*What the exercise asks:* Restate the data below word for word. Skip any images it contains.

*Provided material:*
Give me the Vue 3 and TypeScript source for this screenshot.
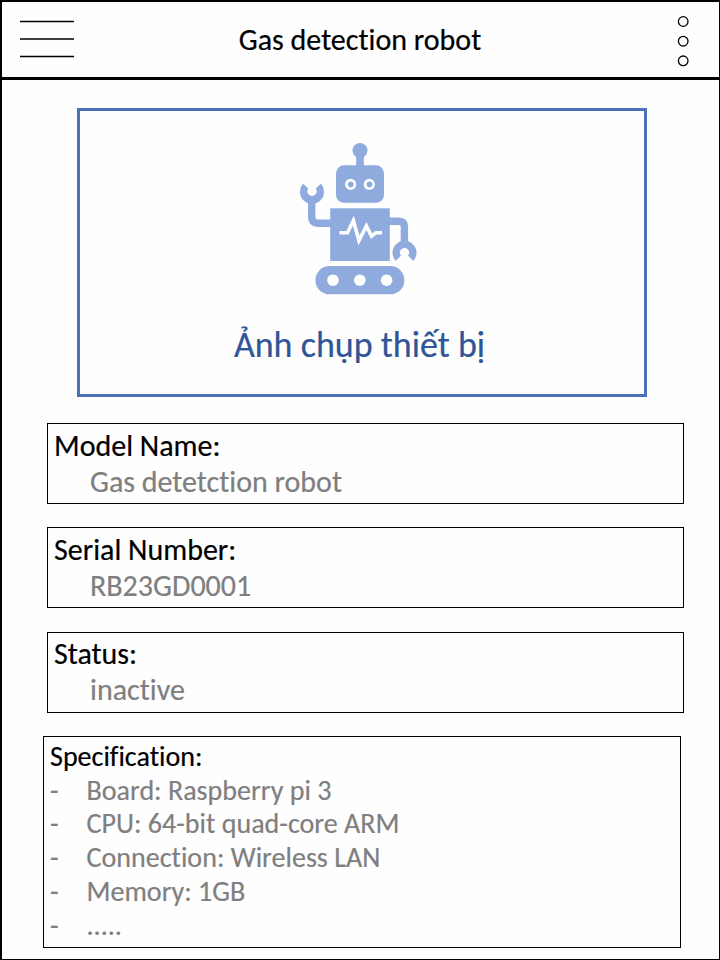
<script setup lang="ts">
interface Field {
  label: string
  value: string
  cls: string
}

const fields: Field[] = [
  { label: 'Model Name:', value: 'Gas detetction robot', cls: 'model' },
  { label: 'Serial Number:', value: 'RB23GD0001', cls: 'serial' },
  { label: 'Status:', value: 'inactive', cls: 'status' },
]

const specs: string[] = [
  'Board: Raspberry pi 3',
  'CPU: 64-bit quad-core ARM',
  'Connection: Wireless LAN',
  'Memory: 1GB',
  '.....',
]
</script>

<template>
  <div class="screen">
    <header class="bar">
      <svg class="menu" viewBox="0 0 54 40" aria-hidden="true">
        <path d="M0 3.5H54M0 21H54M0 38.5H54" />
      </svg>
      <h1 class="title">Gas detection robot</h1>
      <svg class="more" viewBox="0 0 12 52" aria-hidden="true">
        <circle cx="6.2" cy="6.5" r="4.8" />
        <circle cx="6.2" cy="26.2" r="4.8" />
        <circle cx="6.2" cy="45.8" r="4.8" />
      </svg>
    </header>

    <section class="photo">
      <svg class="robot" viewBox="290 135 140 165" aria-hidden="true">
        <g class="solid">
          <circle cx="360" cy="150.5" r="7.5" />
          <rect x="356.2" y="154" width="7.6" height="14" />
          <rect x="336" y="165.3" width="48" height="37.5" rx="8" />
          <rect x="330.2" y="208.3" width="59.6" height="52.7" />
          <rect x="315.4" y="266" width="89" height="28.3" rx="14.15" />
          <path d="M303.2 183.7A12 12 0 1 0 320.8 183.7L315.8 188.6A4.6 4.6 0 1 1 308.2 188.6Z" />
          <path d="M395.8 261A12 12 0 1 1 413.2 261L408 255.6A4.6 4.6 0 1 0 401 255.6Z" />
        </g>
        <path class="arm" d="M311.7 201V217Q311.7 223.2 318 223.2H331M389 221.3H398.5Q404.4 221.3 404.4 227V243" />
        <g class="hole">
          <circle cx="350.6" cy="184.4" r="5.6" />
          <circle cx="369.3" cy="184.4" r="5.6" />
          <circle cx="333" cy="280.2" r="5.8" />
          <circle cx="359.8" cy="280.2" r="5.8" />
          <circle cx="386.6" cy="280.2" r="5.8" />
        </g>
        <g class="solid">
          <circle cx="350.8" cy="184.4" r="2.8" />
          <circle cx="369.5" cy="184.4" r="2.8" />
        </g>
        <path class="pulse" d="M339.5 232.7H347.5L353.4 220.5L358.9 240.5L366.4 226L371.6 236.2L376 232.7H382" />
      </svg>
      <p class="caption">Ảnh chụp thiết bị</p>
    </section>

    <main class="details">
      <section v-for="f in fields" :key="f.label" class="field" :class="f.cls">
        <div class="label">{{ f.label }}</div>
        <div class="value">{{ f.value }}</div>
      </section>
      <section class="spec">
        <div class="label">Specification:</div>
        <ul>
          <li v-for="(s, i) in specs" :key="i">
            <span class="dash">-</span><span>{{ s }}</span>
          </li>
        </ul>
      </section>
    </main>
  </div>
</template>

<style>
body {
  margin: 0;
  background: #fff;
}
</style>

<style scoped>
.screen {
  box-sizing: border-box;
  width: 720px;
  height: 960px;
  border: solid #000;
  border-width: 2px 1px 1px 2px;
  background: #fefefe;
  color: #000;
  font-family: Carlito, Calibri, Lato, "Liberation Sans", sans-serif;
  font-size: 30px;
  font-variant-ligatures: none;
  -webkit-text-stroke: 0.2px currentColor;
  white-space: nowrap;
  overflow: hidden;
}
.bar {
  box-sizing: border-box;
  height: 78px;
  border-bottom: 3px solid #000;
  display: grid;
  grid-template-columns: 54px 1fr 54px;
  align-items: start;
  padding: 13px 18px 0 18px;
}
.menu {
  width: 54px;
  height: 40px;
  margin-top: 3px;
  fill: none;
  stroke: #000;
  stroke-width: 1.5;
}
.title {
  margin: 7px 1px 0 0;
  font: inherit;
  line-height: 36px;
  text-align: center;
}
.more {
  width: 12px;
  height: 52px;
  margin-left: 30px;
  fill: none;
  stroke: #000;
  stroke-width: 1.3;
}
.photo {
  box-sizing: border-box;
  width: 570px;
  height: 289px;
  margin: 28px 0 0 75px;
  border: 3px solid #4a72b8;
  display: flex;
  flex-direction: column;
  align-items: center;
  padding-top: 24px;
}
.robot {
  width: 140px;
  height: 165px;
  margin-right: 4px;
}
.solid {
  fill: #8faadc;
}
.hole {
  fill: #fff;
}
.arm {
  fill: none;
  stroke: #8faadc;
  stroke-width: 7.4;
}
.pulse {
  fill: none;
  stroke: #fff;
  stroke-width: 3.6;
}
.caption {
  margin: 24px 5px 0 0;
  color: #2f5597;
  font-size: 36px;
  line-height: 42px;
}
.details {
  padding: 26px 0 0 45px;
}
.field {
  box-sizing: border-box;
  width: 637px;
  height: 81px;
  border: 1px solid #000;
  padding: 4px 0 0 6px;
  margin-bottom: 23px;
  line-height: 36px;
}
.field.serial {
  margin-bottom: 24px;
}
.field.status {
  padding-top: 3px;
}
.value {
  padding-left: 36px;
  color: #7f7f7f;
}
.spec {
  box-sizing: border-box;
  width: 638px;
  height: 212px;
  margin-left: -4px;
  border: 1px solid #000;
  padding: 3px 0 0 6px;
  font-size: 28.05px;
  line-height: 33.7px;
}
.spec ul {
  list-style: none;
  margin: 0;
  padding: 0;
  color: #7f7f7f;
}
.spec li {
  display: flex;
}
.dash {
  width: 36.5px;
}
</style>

*Solution to the problem:*
Give me the Vue 3 and TypeScript source for this screenshot.
<script setup lang="ts">
interface Field {
  label: string
  value: string
  cls: string
}

const fields: Field[] = [
  { label: 'Model Name:', value: 'Gas detetction robot', cls: 'model' },
  { label: 'Serial Number:', value: 'RB23GD0001', cls: 'serial' },
  { label: 'Status:', value: 'inactive', cls: 'status' },
]

const specs: string[] = [
  'Board: Raspberry pi 3',
  'CPU: 64-bit quad-core ARM',
  'Connection: Wireless LAN',
  'Memory: 1GB',
  '.....',
]
</script>

<template>
  <div class="screen">
    <header class="bar">
      <svg class="menu" viewBox="0 0 54 40" aria-hidden="true">
        <path d="M0 3.5H54M0 21H54M0 38.5H54" />
      </svg>
      <h1 class="title">Gas detection robot</h1>
      <svg class="more" viewBox="0 0 12 52" aria-hidden="true">
        <circle cx="6.2" cy="6.5" r="4.8" />
        <circle cx="6.2" cy="26.2" r="4.8" />
        <circle cx="6.2" cy="45.8" r="4.8" />
      </svg>
    </header>

    <section class="photo">
      <svg class="robot" viewBox="290 135 140 165" aria-hidden="true">
        <g class="solid">
          <circle cx="360" cy="150.5" r="7.5" />
          <rect x="356.2" y="154" width="7.6" height="14" />
          <rect x="336" y="165.3" width="48" height="37.5" rx="8" />
          <rect x="330.2" y="208.3" width="59.6" height="52.7" />
          <rect x="315.4" y="266" width="89" height="28.3" rx="14.15" />
          <path d="M303.2 183.7A12 12 0 1 0 320.8 183.7L315.8 188.6A4.6 4.6 0 1 1 308.2 188.6Z" />
          <path d="M395.8 261A12 12 0 1 1 413.2 261L408 255.6A4.6 4.6 0 1 0 401 255.6Z" />
        </g>
        <path class="arm" d="M311.7 201V217Q311.7 223.2 318 223.2H331M389 221.3H398.5Q404.4 221.3 404.4 227V243" />
        <g class="hole">
          <circle cx="350.6" cy="184.4" r="5.6" />
          <circle cx="369.3" cy="184.4" r="5.6" />
          <circle cx="333" cy="280.2" r="5.8" />
          <circle cx="359.8" cy="280.2" r="5.8" />
          <circle cx="386.6" cy="280.2" r="5.8" />
        </g>
        <g class="solid">
          <circle cx="350.8" cy="184.4" r="2.8" />
          <circle cx="369.5" cy="184.4" r="2.8" />
        </g>
        <path class="pulse" d="M339.5 232.7H347.5L353.4 220.5L358.9 240.5L366.4 226L371.6 236.2L376 232.7H382" />
      </svg>
      <p class="caption">Ảnh chụp thiết bị</p>
    </section>

    <main class="details">
      <section v-for="f in fields" :key="f.label" class="field" :class="f.cls">
        <div class="label">{{ f.label }}</div>
        <div class="value">{{ f.value }}</div>
      </section>
      <section class="spec">
        <div class="label">Specification:</div>
        <ul>
          <li v-for="(s, i) in specs" :key="i">
            <span class="dash">-</span><span>{{ s }}</span>
          </li>
        </ul>
      </section>
    </main>
  </div>
</template>

<style>
body {
  margin: 0;
  background: #fff;
}
</style>

<style scoped>
.screen {
  box-sizing: border-box;
  width: 720px;
  height: 960px;
  border: solid #000;
  border-width: 2px 1px 1px 2px;
  background: #fefefe;
  color: #000;
  font-family: Carlito, Calibri, Lato, "Liberation Sans", sans-serif;
  font-size: 30px;
  font-variant-ligatures: none;
  -webkit-text-stroke: 0.2px currentColor;
  white-space: nowrap;
  overflow: hidden;
}
.bar {
  box-sizing: border-box;
  height: 78px;
  border-bottom: 3px solid #000;
  display: grid;
  grid-template-columns: 54px 1fr 54px;
  align-items: start;
  padding: 13px 18px 0 18px;
}
.menu {
  width: 54px;
  height: 40px;
  margin-top: 3px;
  fill: none;
  stroke: #000;
  stroke-width: 1.5;
}
.title {
  margin: 7px 1px 0 0;
  font: inherit;
  line-height: 36px;
  text-align: center;
}
.more {
  width: 12px;
  height: 52px;
  margin-left: 30px;
  fill: none;
  stroke: #000;
  stroke-width: 1.3;
}
.photo {
  box-sizing: border-box;
  width: 570px;
  height: 289px;
  margin: 28px 0 0 75px;
  border: 3px solid #4a72b8;
  display: flex;
  flex-direction: column;
  align-items: center;
  padding-top: 24px;
}
.robot {
  width: 140px;
  height: 165px;
  margin-right: 4px;
}
.solid {
  fill: #8faadc;
}
.hole {
  fill: #fff;
}
.arm {
  fill: none;
  stroke: #8faadc;
  stroke-width: 7.4;
}
.pulse {
  fill: none;
  stroke: #fff;
  stroke-width: 3.6;
}
.caption {
  margin: 24px 5px 0 0;
  color: #2f5597;
  font-size: 36px;
  line-height: 42px;
}
.details {
  padding: 26px 0 0 45px;
}
.field {
  box-sizing: border-box;
  width: 637px;
  height: 81px;
  border: 1px solid #000;
  padding: 4px 0 0 6px;
  margin-bottom: 23px;
  line-height: 36px;
}
.field.serial {
  margin-bottom: 24px;
}
.field.status {
  padding-top: 3px;
}
.value {
  padding-left: 36px;
  color: #7f7f7f;
}
.spec {
  box-sizing: border-box;
  width: 638px;
  height: 212px;
  margin-left: -4px;
  border: 1px solid #000;
  padding: 3px 0 0 6px;
  font-size: 28.05px;
  line-height: 33.7px;
}
.spec ul {
  list-style: none;
  margin: 0;
  padding: 0;
  color: #7f7f7f;
}
.spec li {
  display: flex;
}
.dash {
  width: 36.5px;
}
</style>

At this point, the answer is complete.